This morning was once again dominated by my paper, for which I finally made good process on, and got about seven of my needed eight pages written, cited, and to sing Handel’s Messiah when read.

"Economics of tourism! Hallelujah!"

It was actually a pretty work-intense day, only punctuated by occasional breaks for tea and toast (I realize how ridiculously British that sounds, but I call it cheap brain food), and to discuss the other aspects of the project with Kelsey and Libby. At least until 4:00 when I hit a brick wall and could no longer physically form words to make sentences about the tourist industry and the Celtic Tiger.

Twenty years of growth and it all fell apart in one quarter? What does it mean??!?!

My timing actually couldn’t have been better because Danielle, Libby, Matt, Mo, and Rob had left about an hour before to go to Dublin to watch the Ireland vs. England rugby match. Kelsey had also reached a stopping point in her paper about trains, planes, and automobiles (I’m only sort of kidding), so we went into town and found them at the Living Room, which is a kind of sports bar we frequented earlier in the year due to its affinity to play American football games.

The rugby match was actually really fun to watch. The stadium the team plays at is less than a mile from our apartments, so it would have been really cool to go watch it live, or at least it would have if the nosebleed seats didn’t cost €150. Obviously there’s a huge rivalry between England and Ireland, and I actually felt a little bad for the two guys at the Living Room who had chosen to come in red and white and giant English flags.
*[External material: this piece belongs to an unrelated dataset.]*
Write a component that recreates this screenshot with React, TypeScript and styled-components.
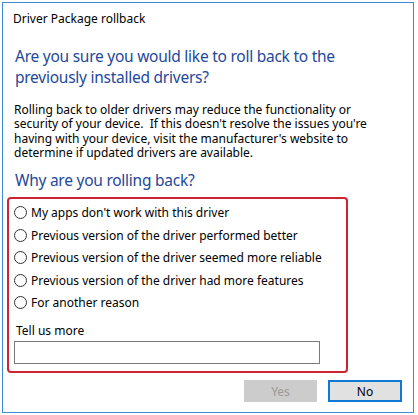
import React from 'react';
import styled, { createGlobalStyle } from "styled-components";

const GlobalStyle = createGlobalStyle`
    html, body {
        margin: 0;
        padding: 0;
        background: #ffffff;
    }
    body {
        font-family: "Noto Sans", "Open Sans", sans-serif;
    }
`;

const REASONS = [
    "My apps don't work with this driver",
    "Previous version of the driver performed better",
    "Previous version of the driver seemed more reliable",
    "Previous version of the driver had more features",
    "For another reason",
];

const App = () => {
    return <>
        <GlobalStyle/>
        <Window>
            <TitleBar>Driver Package rollback</TitleBar>
            <Content>
                <Heading>
                    Are you sure you would like to roll back to the<br/>
                    previously installed drivers?
                </Heading>
                <Body>
                    Rolling back to older drivers may reduce the functionality or<br/>
                    security of your device.&nbsp; If this doesn't resolve the issues you're<br/>
                    having with your device, visit the manufacturer's website to<br/>
                    determine if updated drivers are available.
                </Body>
                <SubHeading>Why are you rolling back?</SubHeading>
                <ReasonBox>
                    {REASONS.map((reason) => (
                        <RadioRow key={reason}>
                            <RadioCircle/>
                            <span>{reason}</span>
                        </RadioRow>
                    ))}
                    <TellLabel>Tell us more</TellLabel>
                    <TextInput type="text"/>
                </ReasonBox>
            </Content>
            <ButtonRow>
                <DialogButton disabled>Yes</DialogButton>
                <DialogButton primary>No</DialogButton>
            </ButtonRow>
        </Window>
    </>
};

export default App;

const Window = styled.div`
    margin: 2px;
    width: 412px;
    height: 411px;
    box-sizing: border-box;
    border: 1px solid #3c8bd6;
    background: #ffffff;
    display: flex;
    flex-direction: column;
    color: #000000;
    font-size: 12px;
`;

const TitleBar = styled.div`
    padding: 8px 0 0 10px;
    height: 24px;
    line-height: 16px;
    font-size: 12px;
    box-sizing: border-box;
`;

const Content = styled.div`
    padding: 0 0 0 4px;
    display: flex;
    flex-direction: column;
`;

const Heading = styled.h1`
    margin: 19px 0 0 8px;
    font-size: 15.5px;
    letter-spacing: -0.25px;
    font-weight: normal;
    line-height: 20.5px;
    color: #24489a;
    white-space: nowrap;
`;

const Body = styled.p`
    margin: 16px 0 0 7px;
    font-size: 12px;
    line-height: 14.4px;
    white-space: nowrap;
`;

const SubHeading = styled.h2`
    margin: 9px 0 0 8px;
    font-size: 15.5px;
    letter-spacing: -0.25px;
    font-weight: normal;
    line-height: 21px;
    color: #24489a;
`;

const ReasonBox = styled.div`
    margin: 6px 0 0 0;
    width: 341px;
    height: 176px;
    box-sizing: border-box;
    border: 2px solid #cc2433;
    border-radius: 4px;
    padding: 3px 0 0 5px;
    display: flex;
    flex-direction: column;
`;

const RadioRow = styled.div`
    display: flex;
    align-items: center;
    gap: 4px;
    height: 22.5px;
    font-size: 12px;
`;

const RadioCircle = styled.span`
    width: 13px;
    height: 13px;
    box-sizing: border-box;
    border: 1px solid #333333;
    border-radius: 50%;
    background: #ffffff;
    flex-shrink: 0;
`;

const TellLabel = styled.div`
    margin: 10px 0 0 2px;
    font-size: 12px;
    line-height: 14px;
`;

const TextInput = styled.input`
    margin: 3px 0 0 0;
    width: 306px;
    height: 23px;
    box-sizing: border-box;
    border: 1px solid #7a7a7a;
    outline: none;
    background: #ffffff;
`;

const ButtonRow = styled.div`
    margin-top: auto;
    display: flex;
    justify-content: flex-end;
    gap: 11px;
    padding: 0 11px 10px 0;
`;

const DialogButton = styled.button<{ primary?: boolean }>`
    width: ${(props) => props.primary ? "74px" : "73px"};
    height: 22px;
    box-sizing: border-box;
    font-family: "Noto Sans", "Open Sans", sans-serif;
    font-size: 12px;
    padding: 0;
    border: ${(props) => props.primary ? "2px solid #0f78d4" : "1px solid #cccccc"};
    background: ${(props) => props.primary ? "#e1e1e1" : "#cccccc"};
    color: ${(props) => props.disabled ? "#9a9a9a" : "#000000"};
`;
Thus proving that everyone hates the red and white.

Ireland ended up winning 24-8, which was taken pretty well by everyone at the bar, everyone in the streets, everyone on the train, and pretty much the entire city in general.

I wish I better understood the rules and how the game is played, but I only had a very basic understanding, which was enough to realize when something good was happening (i.e. running to score), and when something bad was happening (i.e. English interception). Despite my rudimentary knowledge, it was extremely entertaining and I’d love to continue to watch the matches, if only on television.

"Take that, English scum!"

We came home after the match, and I’ve been tinkering with my paper again. They’re playing cards next door, so I might go join them before calling it a night. Tomorrow we’re off to Wicklow!